Ce lisant, Lozardèche pète les plombs :


«C'est une présentation des faits à l'usage des gogos, comme d'habitude. C'est un remake du "Bon Samaritain". Le brave agent EDF, suravantagé, qui partira à la retraite à 52 ans, surpayé, passant des vacances gratuites grâce au Comité d'entreprise EDF qui rackette 1% sur chaque facture, ce zorro de la compassion, vient faire pleurer Margot... Evidemment, le c.... de contribuable paiera pour ceux qui ne payent pas et sur le sort desquels on pleure. Personnellement je ne dois rien à ceux qui ne peuvent pas payer. Qu'ils se mettent au travail ! Je trouve aussi fort suspecte et pas très honnête la sortie de cette info au moment où l'on parle du salaire du PDG, lequel a du Génie, ce qui n'est pas donné au premier assisté venu, et n'est pas une feignasse pleurnicharde !»


Autrement dit :

La compassion ? C'est bon pour les belles âmes naïves de la gogauche ! Moi j'ai l'œil, moi on ne me la fait pas, je fais partie des forts, de ceux qui se tiennent debout sans assistance !

Les fonctionnaires ? Grassement payés à ne rien foutre.

Les chômeurs ? Eux aussi, tous des feignants.

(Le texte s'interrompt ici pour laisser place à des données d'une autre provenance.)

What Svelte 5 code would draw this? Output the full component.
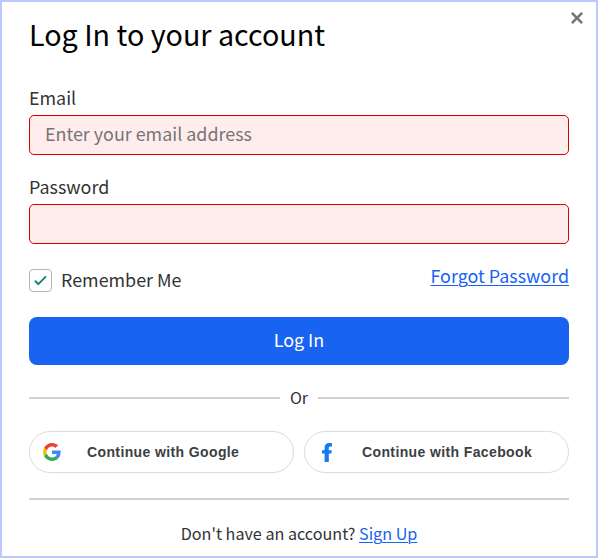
<script lang="ts">
  let email = $state("");
  let password = $state("");
  let remember = $state(true);
</script>

<main class="modal">
  <button class="close" type="button" aria-label="Close">
    <svg width="12" height="12" viewBox="0 0 12 12" aria-hidden="true">
      <path d="M.9.9l10.2 10.2M11.1.9L.9 11.1" />
    </svg>
  </button>

  <h1>Log In to your account</h1>

  <form onsubmit={(e) => e.preventDefault()}>
    <div class="field">
      <label for="email">Email</label>
      <input id="email" type="email" placeholder="Enter your email address" bind:value={email} />
    </div>

    <div class="field">
      <label for="password">Password</label>
      <input id="password" type="password" bind:value={password} />
    </div>

    <div class="options">
      <label class="remember">
        <input class="sr-only" type="checkbox" bind:checked={remember} />
        <span class="box">
          {#if remember}
            <svg width="13" height="11" viewBox="0 0 13 11" aria-hidden="true">
              <path d="M1 5.7l3.3 3.4L12 1.4" />
            </svg>
          {/if}
        </span>
        <span class="text">Remember Me</span>
      </label>
      <a class="forgot" href="#forgot">Forgot Password</a>
    </div>

    <button class="submit" type="submit">Log In</button>
  </form>

  <div class="divider"><span>Or</span></div>

  <div class="social">
    <button type="button">
      <svg class="google" width="18" height="18" viewBox="0 0 48 48" aria-hidden="true">
        <path fill="#EA4335" d="M24 9.5c3.54 0 6.71 1.22 9.21 3.6l6.85-6.85C35.9 2.38 30.47 0 24 0 14.62 0 6.51 5.38 2.56 13.22l7.98 6.19C12.43 13.72 17.74 9.5 24 9.5z" />
        <path fill="#4285F4" d="M46.98 24.55c0-1.57-.15-3.09-.38-4.55H24v9.02h12.94c-.58 2.96-2.26 5.48-4.78 7.18l7.73 6c4.51-4.18 7.09-10.36 7.09-17.65z" />
        <path fill="#FBBC05" d="M10.53 28.59c-.48-1.45-.76-2.99-.76-4.59s.27-3.14.76-4.59l-7.98-6.19C.92 16.46 0 20.12 0 24c0 3.88.92 7.54 2.56 10.78l7.97-6.19z" />
        <path fill="#34A853" d="M24 48c6.48 0 11.93-2.13 15.89-5.81l-7.73-6c-2.15 1.45-4.92 2.3-8.16 2.3-6.26 0-11.57-4.22-13.47-9.91l-7.98 6.19C6.51 42.62 14.62 48 24 48z" />
      </svg>
      <span>Continue with Google</span>
    </button>
    <button type="button">
      <svg class="facebook" width="10" height="19" viewBox="0 0 10 19" aria-hidden="true">
        <path fill="#1877f2" d="M2.6 19v-8.4H0V7.2h2.6V5C2.6 1.8 4.3 0 7.3 0c1.1 0 2.2.2 2.7.3v3.1H8.6c-1.4 0-1.8.8-1.8 1.7v2.1h3L9.3 10.6H6.8V19z" />
      </svg>
      <span>Continue with Facebook</span>
    </button>
  </div>

  <p class="signup">Don't have an account? <a href="#signup">Sign Up</a></p>
</main>

<style>
  :global(body) {
    margin: 0;
  }

  .modal {
    position: relative;
    box-sizing: border-box;
    width: 598px;
    height: 558px;
    padding: 12px 27px 0;
    border: 2px solid #bcc8ff;
    background: #fff;
    color: #333;
    font-family: "Noto Sans CJK SC", "Noto Sans", sans-serif;
    font-size: 17.9px;
    line-height: 24px;
  }

  button,
  input {
    box-sizing: border-box;
    font-family: inherit;
  }

  a {
    color: #1863f1;
    text-decoration: underline;
    text-decoration-thickness: 1px;
    text-underline-offset: 2px;
  }

  .close {
    position: absolute;
    top: 10px;
    right: 13px;
    display: flex;
    padding: 0;
    border: 0;
    background: none;
  }

  .close svg {
    fill: none;
    stroke: #757575;
    stroke-width: 2.6;
  }

  h1 {
    margin: 0 0 32px;
    color: #000;
    font-size: 28.7px;
    font-weight: 400;
    line-height: 40px;
  }

  .field {
    margin-bottom: 20px;
  }

  .field label {
    display: block;
    height: 29px;
    line-height: 22px;
  }

  .field input {
    display: block;
    width: 100%;
    height: 40px;
    padding: 0 15px 4px;
    border: 1px solid #d60000;
    border-radius: 5px;
    background: #ffeded;
    color: #333;
    font-size: 17.9px;
    outline: none;
  }

  .field input::placeholder {
    color: #757575;
    opacity: 1;
  }

  .options {
    display: flex;
    justify-content: space-between;
    height: 53px;
  }

  .remember {
    display: flex;
    align-items: center;
    gap: 9px;
    height: 23px;
    margin-top: 5px;
  }

  .remember .text {
    padding-bottom: 3px;
  }

  .forgot {
    line-height: 22px;
  }

  .sr-only {
    position: absolute;
    width: 1px;
    height: 1px;
    margin: 0;
    opacity: 0;
  }

  .box {
    display: flex;
    align-items: center;
    justify-content: center;
    box-sizing: border-box;
    width: 23px;
    height: 23px;
    border: 1px solid #b5b5b5;
    border-radius: 4px;
  }

  .box svg {
    fill: none;
    stroke: #128577;
    stroke-width: 2;
  }

  .submit {
    display: block;
    width: 100%;
    height: 48px;
    padding: 0 0 4px;
    border: 0;
    border-radius: 8px;
    background: #1863f1;
    color: #fff;
    font-size: 17.9px;
    font-weight: 400;
  }

  .divider {
    display: flex;
    align-items: center;
    gap: 10px;
    height: 24px;
    margin-top: 21px;
    font-size: 16.1px;
  }

  .divider span {
    padding-bottom: 2px;
  }

  .divider::before,
  .divider::after {
    content: "";
    flex: 1;
    height: 2px;
    background: #d2d2d2;
  }

  .social {
    display: flex;
    gap: 10px;
    margin-top: 21px;
    padding-bottom: 25px;
    border-bottom: 2px solid #d2d2d2;
  }

  .social button {
    display: flex;
    flex: 1;
    align-items: center;
    gap: 26px;
    height: 42px;
    padding: 0 13px;
    border: 1px solid #dadce0;
    border-radius: 21px;
    background: #fff;
    color: #3c4043;
    font-family: "Liberation Sans", Arial, sans-serif;
    font-size: 14px;
    font-weight: 700;
    letter-spacing: 0.38px;
    white-space: nowrap;
  }

  .facebook {
    margin: 0 4px;
  }

  .signup {
    margin: 21px 0 0;
    font-size: 16.15px;
    text-align: center;
  }
</style>
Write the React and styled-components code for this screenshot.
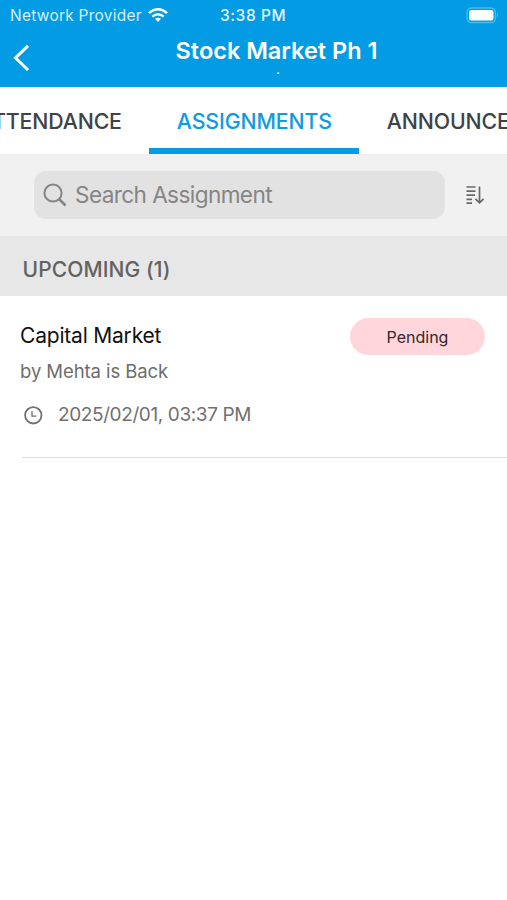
import React from 'react';
import styled, { createGlobalStyle } from 'styled-components';

const GlobalStyle = createGlobalStyle`
  * {
    box-sizing: border-box;
  }
  body {
    margin: 0;
    background-color: #fff;
    font-family: Inter, "Liberation Sans", sans-serif;
  }
`

const Screen = styled.div`
  width: 507px;
  height: 900px;
  overflow: hidden;
  background-color: #fff;
`

const Header = styled.header`
  height: 87px;
  background-color: #039be3;
  color: #fff;
`

const StatusBar = styled.div`
  height: 30px;
  padding: 0 7px 0 10px;
  display: grid;
  grid-template-columns: 210px 1fr auto;
  align-items: center;
  font-size: 15.5px;
  line-height: 31px;
  white-space: nowrap;
`

const Carrier = styled.div`
  display: flex;
  align-items: center;
  gap: 6px;
  color: #d3effc;
  letter-spacing: 0.24px;
`

const Time = styled.span`
  font-weight: 500;
  color: #e3f5fd;
  letter-spacing: 0.6px;
`

const NavBar = styled.div`
  height: 57px;
  padding-left: 12px;
  display: grid;
  grid-template-columns: 18px 1fr 30px;
`

const BackButton = styled.button`
  border: none;
  padding: 13px 0 0;
  background: none;
  color: #fff;
  height: 44px;
  cursor: pointer;
`

const Heading = styled.div`
  display: flex;
  flex-direction: column;
  align-items: center;
  padding-left: 46px;
`

const Title = styled.h1`
  margin: 6px 0 0;
  font-size: 23.5px;
  font-weight: 600;
  line-height: 30px;
  white-space: nowrap;
`

const Subtitle = styled.span`
  padding-left: 3px;
  font-size: 11px;
  font-weight: 600;
  line-height: 8px;
`

const Tabs = styled.nav`
  height: 67px;
  margin-left: 57px;
  display: flex;
  justify-content: center;
  white-space: nowrap;
`

const Tab = styled.div`
  flex: none;
  padding: 0 27.5px;
  height: 67px;
  font-size: 21.3px;
  font-weight: 500;
  line-height: 69px;
  letter-spacing: -0.13px;
  color: ${({ $active }) => ($active ? '#0d9ce3' : '#3e4347')};
  border-bottom: 6px solid ${({ $active }) => ($active ? '#079be3' : 'transparent')};
`

const SearchRow = styled.div`
  height: 82px;
  padding: 0 22px 0 34px;
  display: flex;
  align-items: center;
  justify-content: space-between;
  background-color: #f1f1f1;
`

const SearchBox = styled.div`
  width: 411px;
  height: 48px;
  padding-left: 9px;
  display: flex;
  align-items: center;
  gap: 8px;
  border-radius: 12px;
  background-color: #e2e2e2;
  color: #858585;
  font-size: 22.6px;
  line-height: 26px;
  letter-spacing: -0.6px;
  white-space: nowrap;
`

const SectionTitle = styled.h2`
  margin: 0;
  height: 60px;
  padding: 4px 0 0 22.5px;
  background-color: #e7e7e7;
  color: #626262;
  font-size: 21px;
  font-weight: 500;
  line-height: 60px;
  letter-spacing: 0.1px;
`

const Assignment = styled.article`
  height: 162px;
  padding: 22px 0 0 20px;
  display: flex;
  flex-direction: column;
`

const TopLine = styled.div`
  display: flex;
  justify-content: space-between;
  padding-right: 22px;
  height: 37px;
`

const Name = styled.h3`
  margin: 0;
  font-size: 21px;
  font-weight: 400;
  line-height: 35px;
  letter-spacing: -0.2px;
  color: #111;
`

const Badge = styled.span`
  width: 135px;
  height: 37px;
  border-radius: 19px;
  background-color: #ffd6dc;
  color: #36272b;
  font-size: 16px;
  line-height: 38px;
  text-align: center;
`

const Author = styled.span`
  margin-top: 4px;
  font-size: 18.5px;
  line-height: 24px;
  letter-spacing: -0.08px;
  color: #6d6d6d;
`

const DueDate = styled.div`
  margin-top: 18px;
  padding-left: 4px;
  display: flex;
  align-items: center;
  gap: 15px;
  height: 28px;
  font-size: 19px;
  line-height: 30px;
  letter-spacing: -0.39px;
  color: #707070;
`

const Divider = styled.hr`
  margin: auto 0 0 2px;
  height: 1px;
  border: none;
  background-color: #dcdcdc;
`

const WifiIcon = () => (
  <svg width="20" height="15" viewBox="0 0 20 15" fill="none" stroke="#fff" strokeWidth="2.5">
    <path d="M1 5.1Q10-2.5 19 5.1" />
    <path d="M4.3 8.6Q10 3.9 15.7 8.6" />
    <path d="M7 10.8Q10 8.5 13 10.8L10 14Z" fill="#fff" stroke="none" />
  </svg>
)

const BatteryIcon = () => (
  <svg width="34" height="18" viewBox="0 0 34 18">
    <rect x="1" y="1" width="28.5" height="14.5" rx="4.5" fill="none" stroke="#4fbaee" strokeWidth="1.3" />
    <rect x="3" y="3" width="24.5" height="10.5" rx="2.5" fill="#fff" />
    <path d="M31 5.8q2 2.5 0 5z" fill="#4fbaee" />
  </svg>
)

const BackIcon = () => (
  <svg width="18" height="30" viewBox="0 0 18 30" fill="none" stroke="currentColor" strokeWidth="3">
    <path d="M16 2.8L3.5 14.8 16 27" />
  </svg>
)

const SearchIcon = () => (
  <svg width="24" height="24" viewBox="0 0 24 24" fill="none" stroke="currentColor" strokeWidth="2">
    <circle cx="10" cy="10" r="8.6" />
    <path d="M16 16l6.5 6.5" strokeWidth="2.6" />
  </svg>
)

const SortIcon = () => (
  <svg width="19" height="20" viewBox="0 0 19 20" fill="none" stroke="#696969" strokeWidth="1.7">
    <path d="M0.5 2h9M0.5 6.1h9M0.5 10.2h8.5M0.5 14.3h5.5M0.5 18.2h5.5" />
    <path d="M13.5 1.5v16M9.4 13.8l4.1 4 4.1-4" />
  </svg>
)

const ClockIcon = () => (
  <svg width="19" height="19" viewBox="0 0 19 19" fill="none" stroke="currentColor">
    <circle cx="9.3" cy="9.3" r="8.2" strokeWidth="1.8" />
    <path d="M8 5v5.2h4.4" strokeWidth="1.3" />
  </svg>
)

function App() {
  return (
    <Screen>
      <GlobalStyle />
      <Header>
        <StatusBar>
          <Carrier>Network Provider <WifiIcon /></Carrier>
          <Time>3:38 PM</Time>
          <BatteryIcon />
        </StatusBar>
        <NavBar>
          <BackButton aria-label="Back"><BackIcon /></BackButton>
          <Heading>
            <Title>Stock Market Ph 1</Title>
            <Subtitle>.</Subtitle>
          </Heading>
        </NavBar>
      </Header>
      <Tabs>
        <Tab>ATTENDANCE</Tab>
        <Tab $active>ASSIGNMENTS</Tab>
        <Tab>ANNOUNCEMENTS</Tab>
      </Tabs>
      <SearchRow>
        <SearchBox><SearchIcon />Search Assignment</SearchBox>
        <SortIcon />
      </SearchRow>
      <SectionTitle>UPCOMING (1)</SectionTitle>
      <Assignment>
        <TopLine>
          <Name>Capital Market</Name>
          <Badge>Pending</Badge>
        </TopLine>
        <Author>by Mehta is Back</Author>
        <DueDate><ClockIcon />2025/02/01, 03:37 PM</DueDate>
        <Divider />
      </Assignment>
    </Screen>
  )
}

export default App
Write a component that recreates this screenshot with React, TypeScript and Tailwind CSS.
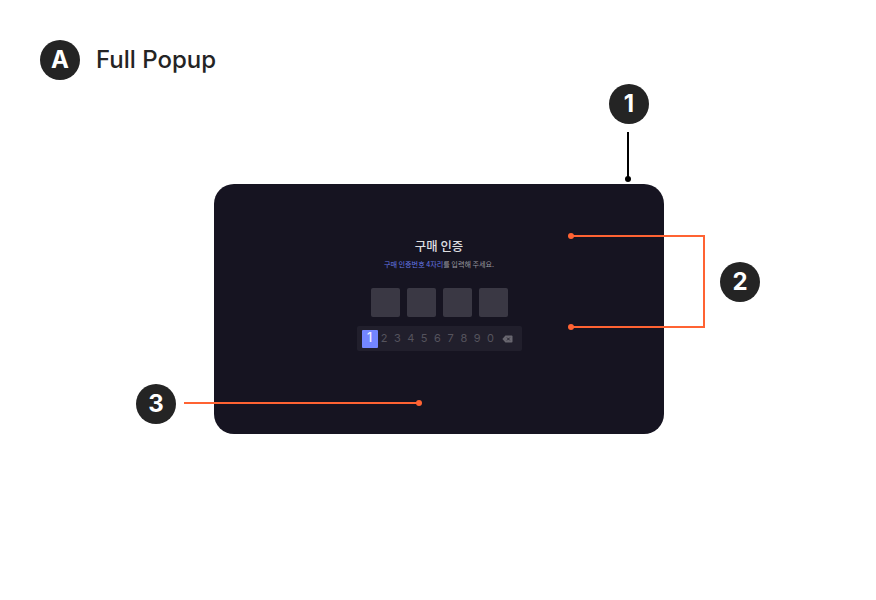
import React from 'react';

const digits = ['2', '3', '4', '5', '6', '7', '8', '9', '0'];

function Badge({ label, className = '' }: { label: string; className?: string }) {
  return (
    <div
      className={`flex size-10 items-center justify-center rounded-full bg-[#242424] text-2xl font-bold leading-none text-white ${className}`}
    >
      {label}
    </div>
  );
}

function BackspaceIcon() {
  return (
    <svg className="ml-[5px] h-[8px] w-[11px]" viewBox="0 0 11 8">
      <path d="M3.4 0.5H9.6Q10.5 0.5 10.5 1.4V6.6Q10.5 7.5 9.6 7.5H3.4L0.4 4Z" fill="#68666f" />
      <path d="M5 2.6L7.8 5.4M7.8 2.6L5 5.4" stroke="#22202d" strokeWidth="0.9" />
    </svg>
  );
}

function Popup() {
  return (
    <div className="flex h-[250px] w-[450px] flex-col items-center rounded-[20px] bg-[#161421] pt-[53px] font-['Inter','Noto_Sans_CJK_KR',sans-serif]">
      <h2 className="h-[18px] whitespace-nowrap font-['Noto_Sans_CJK_KR',sans-serif] text-[12.4px] font-medium leading-[18px] text-[#dddde0]">
        구매 인증
      </h2>
      <p className="mt-[3px] h-[12px] whitespace-nowrap font-['Noto_Sans_CJK_KR',sans-serif] text-[7.1px] leading-[12px] text-[#9b9aa0]">
        <span className="text-[#6577e5]">구매 인증번호 4자리</span>를 입력해 주세요.
      </p>
      <div className="mt-[18px] flex gap-[7px]">
        {[0, 1, 2, 3].map((i) => (
          <div key={i} className="size-[29px] rounded-[2px] bg-[#3a3844]" />
        ))}
      </div>
      <div className="mt-[9px] flex h-[25px] w-[165px] items-center rounded-[2px] bg-[#211f2c] pl-[5px] text-[11px] text-[#55535d]">
        <div className="flex h-[18px] w-[16px] items-center justify-center rounded-[1px] bg-[#7386ff] text-[12.5px] font-medium text-[#eef0ff]">
          1
        </div>
        {digits.map((d) => (
          <span key={d} className="w-[13.3px] text-center leading-none">
            {d}
          </span>
        ))}
        <BackspaceIcon />
      </div>
    </div>
  );
}

export default function App() {
  return (
    <main className="relative h-[600px] w-[876px] overflow-hidden bg-white font-['Inter',sans-serif] text-[#242424]">
      <header className="flex h-20 items-end gap-4 pl-10">
        <Badge label="A" />
        <h1 className="text-2xl font-medium leading-10">Full Popup</h1>
      </header>
      <div className="ml-[214px] mt-[104px] w-fit">
        <Popup />
      </div>
      <svg className="absolute left-0 top-0" width="876" height="600" fill="none" strokeWidth="2">
        <path d="M628 132V179" stroke="#000" />
        <circle cx="628" cy="179" r="3" fill="#000" />
        <path d="M571 236H704V327H571" stroke="#ff6333" />
        <circle cx="571" cy="236" r="3" fill="#ff6333" />
        <circle cx="571" cy="327" r="3" fill="#ff6333" />
        <path d="M184 403H419" stroke="#ff6333" />
        <circle cx="419" cy="403" r="3" fill="#ff6333" />
      </svg>
      <Badge label="1" className="absolute left-[609px] top-[84px]" />
      <Badge label="2" className="absolute left-[720px] top-[262px]" />
      <Badge label="3" className="absolute left-[136px] top-[384px]" />
    </main>
  );
}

La presse ? Une bande de minables, jaloux de l'excellence de ceux qui nous gouvernent. Gauchistes, comploteurs, manipulateurs, ils œuvrent sournoisement à pervertir les cerveaux.


Ce qui parle ici, c'est la droite éternelle, plus que jamais décomplexée. On ne trouve pas là l'ombre d'une pensée originale. Pourquoi honorer un discours si platement traditionnel ?

Ce qui distingue la prose lozardéchoise du tout-venant, c'est essentiellement la correction de la langue. Pas une faute d'orthographe ! On est loin du torrent de boue linguistique nauséabonde qui déferle, par exemple, sur le portail Orange. On pourrait tout juste déplorer ici un usage erratique de la majuscule : il en faudrait une à «zorro» pour le rendre plus imposant, et celle de «Génie» exprime l'enthousiasme avec une naïveté un peu bébête. Notre homme s'emmêle aussi un peu les pinceaux dans sa dernière phrase, où les deux «n'est pas» ne renvoient pas au même antécédent. Mais à la fin il estoque plutôt bien, sa «feignasse pleurnicharde» recourant à l'arme efficace — quoique très éculée — de la féminisation injurieuse. (Je n'ai pas fait autre chose au début de cette page...)

Ce qui frappe, du coup, c'est le contraste entre la relative tenue de l'expression et la débâcle intellectuelle du contenu. Qui est-il, ce Lozardèche ? Il se présente comme «musicien» ; il est vrai que j'en ai connu des stupides et totalement ignares, qui vous jouaient Mozart de façon sublime en ayant le cerveau plein de merde. Ce musicien-là est instruit, informé, il lit même la presse de gauche, alors pourquoi s'exprimer de façon aussi sotte et surtout aussi frontale, comme un petit Gaulois lepéniste de base, au lieu d'enfiler des gants, comme font les messieurs de la droite raffinée avant de plonger dans leur fange intérieure ? Cet homme sans nom est un être délicat, sans doute âgé, que sa bonne éducation retient d'écrire le mot «con», alors comment peut-il exhiber aussi obscènement ses reparties honteuses ? Une autre de ses interventions m'apprend que c'est un croyant fervent ; comment peut-on se prétendre chrétien et afficher ce nietzschéisme de vide-grenier, aux antipodes absolus de l'esprit évangélique ?

Faut-il que je sois naïf pour m'étonner encore. Le plus bébête, c'est sans doute moi, pour qui une certaine droite, bien que je la connaisse bien, reste à jamais la plus sombre des énigmes.